A model for voltage-based time-interleaved sampling is introduced with two implementations of highly interleaved analog-to-digital converters (ADCs) for 100 Gb/s communication systems. The model is suitable for ADCs where the analog input bandwidth is of concern and enables a tradeoff between different architectures with respect to the analog input bandwidth, the hold time of the sampled signal, and constraints on the clock path. The two ADCs at 6 and 8 b resolution implement inline demux sampling with 32 × and 64 × interleaving to achieve 36 GS/s at 110 mW and 90 GS/s at 667 mW, respectively.

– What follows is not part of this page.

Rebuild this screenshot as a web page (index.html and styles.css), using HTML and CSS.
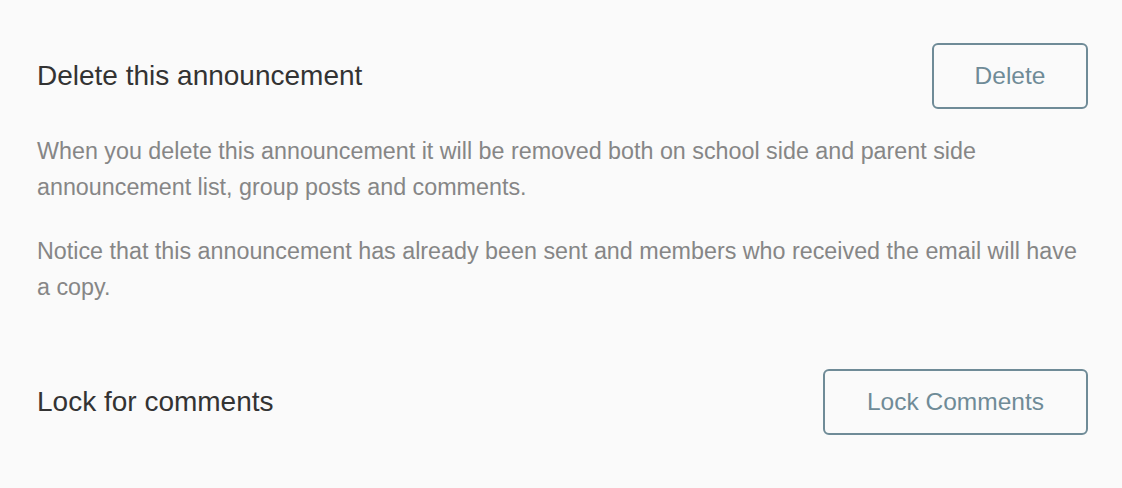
FILE: index.html
```html
<!DOCTYPE html>
<html>
	<head>
		<meta charset="utf-8">
		<link rel="stylesheet" href="styles.css">
	</head>
	<body>
		<div id="container">
			<div class="section">
				<div class="sectionHead">
					<h2 class="title">Delete this announcement</h2>
					<div class="btn btnDelete">Delete</div>
				</div>
				<p class="note">When you delete this announcement it will be removed both on school side and parent side announcement list, group posts and comments.</p>
				<p class="note">Notice that this announcement has already been sent and members who received the email will have a copy.</p>
			</div>
			<div class="section">
				<div class="sectionHead">
					<h2 class="title">Lock for comments</h2>
					<div class="btn btnLock">Lock Comments</div>
				</div>
			</div>
		</div>
	</body>
</html>
```

FILE: styles.css
```css
html, body{
	margin:0;
	background-color:#fafafa;
	font-family:"Liberation Sans", Arial, Helvetica, sans-serif;
}

#container{
	padding:43px 34px 0 37px;
}

.section{
	margin-bottom:64px;
}

.sectionHead{
	display:flex;
	align-items:center;
	justify-content:space-between;
}

.title{
	margin:0;
	font-size:28px;
	font-weight:normal;
	color:#333;
}

.btn{
	box-sizing:border-box;
	border:2px solid #6f8b97;
	border-radius:6px;
	color:#6f8b97;
	font-size:24.5px;
	text-align:center;
	cursor:pointer;
	height:66px;
	line-height:62px;
}

.btnDelete{
	width:156px;
}

.btnLock{
	width:265px;
}

.note{
	margin:24px 0 0 0;
	font-size:23.3px;
	line-height:36px;
	color:#868686;
}

.note + .note{
	margin-top:28px;
}
```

The analog input bandwidth of both ADCs exceeds 20 GHz. The SNDR of the 64 × interleaved ADC is above 36 dB up to 6.1 GHz and above 33 dB up to 19.9 GHz at 90 GS/s, and the SNDR of the 32 × interleaved ADC exceeds 31.6 dB up to Nyquist at 36 GS/s. The 32 × and 64 × interleaved ADCs are optimized for area and occupy 0.048 and 0.45 mm2, respectively, in 32 nm CMOS SOI technology.